Sick and Tired: Neo-Cons, Islamists and the War on Terror

Kathryn A. Graham

With the deepest respect for Sheriff Cook—whose integrity and patriotism are absolutely above question, and that is unfortunately the reason he cannot see this—I must disagree strongly with his conclusions and recent editorial in the Sierra Times regarding the Iraq War, when he said he was sick and tired of people objecting to the war. Objecting to this war is the only sane thing to do.

Before I explain my conclusions, I would like for it to be fully understood that I strongly support our troops in harm's way, and I believe that they are being told by their superiors that they are fighting for our freedoms. I do believe this to be a deliberate falsehood, but I do not question that most of our soldiers do believe that lie, and for that reason, I honor the sacrifices they believe they are making for us. I am a veteran myself—and in my military youth, I did not question my orders or the motivations behind them, and that is as it should be. It is the job of civilians to question why we go to war. The military's only job is to fight that war.

However, I am honestly surprised at a man who has spent a career in law enforcement, yet cannot spot a fraud when it is literally grinning right in his face. I do understand an honest man who is incapable of grasping the dishonesty of others, but a law enforcement career should have cured that in record time. Let's look at some history our schools do not teach.

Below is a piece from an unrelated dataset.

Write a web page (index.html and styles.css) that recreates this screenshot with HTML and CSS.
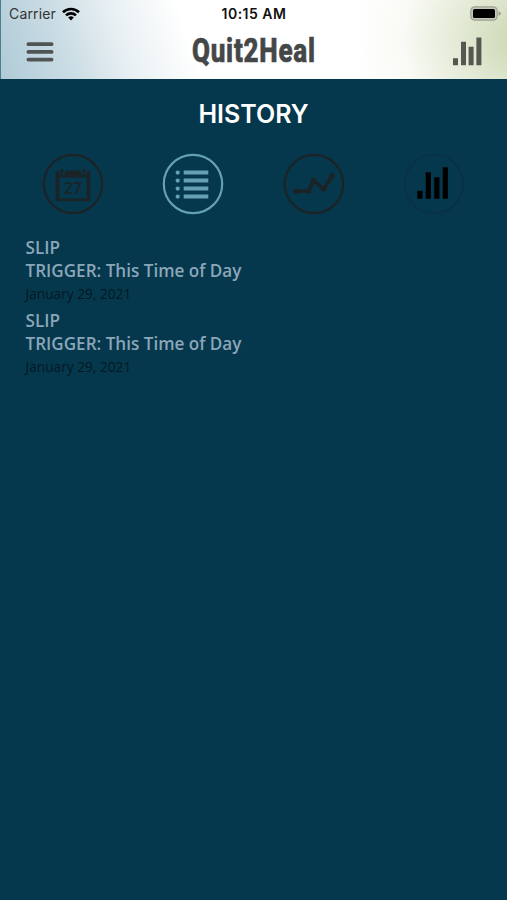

In the years immediately following World War II, two separate and distinct political philosophies were born on two different sides of the planet, but they had some astonishing similarities. One, more or less founded by an obscure political professor at the University of Chicago, Leo Strauss, became neo-conservatism. Another, a response largely to the westernization of Egypt by General Nasser, became Islamism.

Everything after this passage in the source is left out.